Christmas is about friends and relations, Christmas dinner, the pulling of crackers and the giving of gifts. I had three sisters and Christmas was exactly like that.

“Nothing has changed. Most people don’t want anything to change at Christmas. We need that in our lives, we like stability. Tradition is comforting especially in this uncertain world which, at the moment, is particularly bleak. Tradition gives us stability and reassurance at uncertain times.”

McCall Smith will spend Christmas at home in Edinburgh with his wife Elizabeth, friends and relatives. He said: “It is the in-laws’ turn this time and we will be doing New Year with the children and grandchildren. We have old friends from France coming to spend Christmas with us, and one of my sisters and a friend from Edinburgh. The house will be full of guests.”

He has newly returned from New York on board Cunard’s Queen Mary 2 ocean liner among literary A-listers like Ian Rankin, Bernardine Evaristo, Mary Beard and Richard Osman for the Literature At Sea Festival.

During the Atlantic crossing the novelist, poet and playwright learned he was the recipient of the 2022 Saltire Society Lifetime Achievement Award for his contribution to Scottish literature. It’s a welcome addition to a National Arts Club award – the Medal of Honor for Achievement in Literature – which he received during an earlier trip to the Big Apple in 2017.

And it is yet another in a long list of accolades for the former professor of medical law who is the author of the Scotland Street series and the much-loved 24 volumes of the ever-popular No 1 Ladies Detective Agency which will celebrate its exciting 25th anniversary next year.

McCall Smith doesn’t let success go to his head, however, joking his greatest achievement was passing his “Grade Four euphonium exam when he was 40 and everyone else was 12”.

The importance of storytelling – especially for children – should never be underestimated, he said. “We are a story-telling species, going right back to the original cave paintings; that is how we bond in many cases. There is a mutuality in it. The idea of transmitting culture through writing stories is a very ancient one, and seminal to the species.

“Stories for children are entertaining and amusing but they are also there to develop and mould imagination.
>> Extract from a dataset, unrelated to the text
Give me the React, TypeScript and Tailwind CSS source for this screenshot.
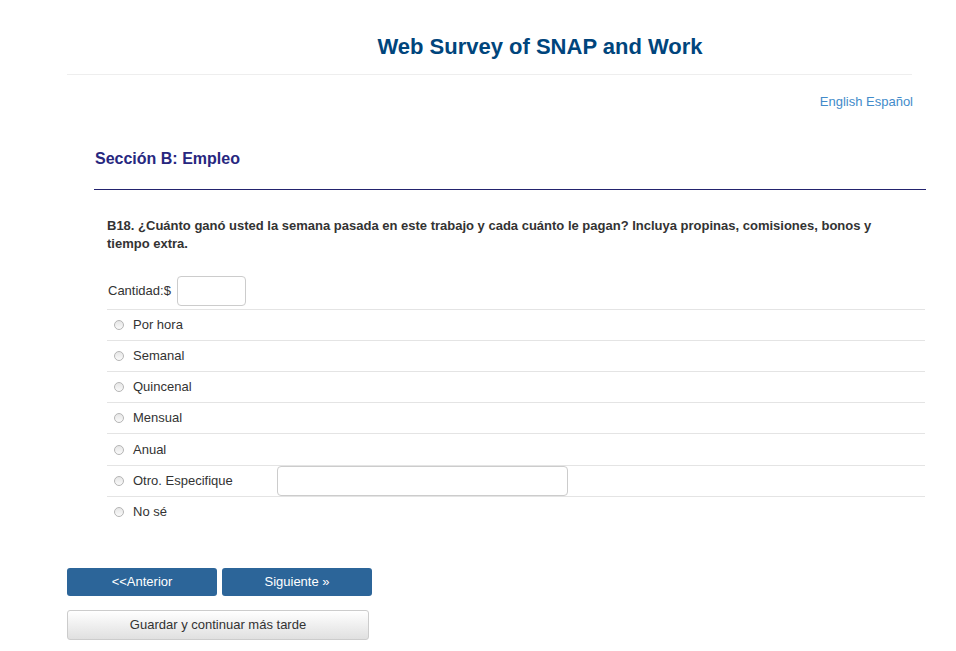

They teach children to imagine what it is like to be somebody else, to empathise and that of course is an important constituent part of their moral nature.

“If children are brought up with stories, they are much more likely to be sympathetic towards others and see other people’s points of view. It is a really important function.”

A world of greater empathy and understanding is his most fervent wish as a new year looms: “What everybody hopes for, almost without exception, is the restoration of peace and concord. People want goodwill rather than confrontation and aggression.

“We hope for an end to the conflicts that are causing so much distress and an end to the consequences of those conflicts. Many people are facing a year of hunger. One would hope conditions will return to normal, so that the need can be satisfied.”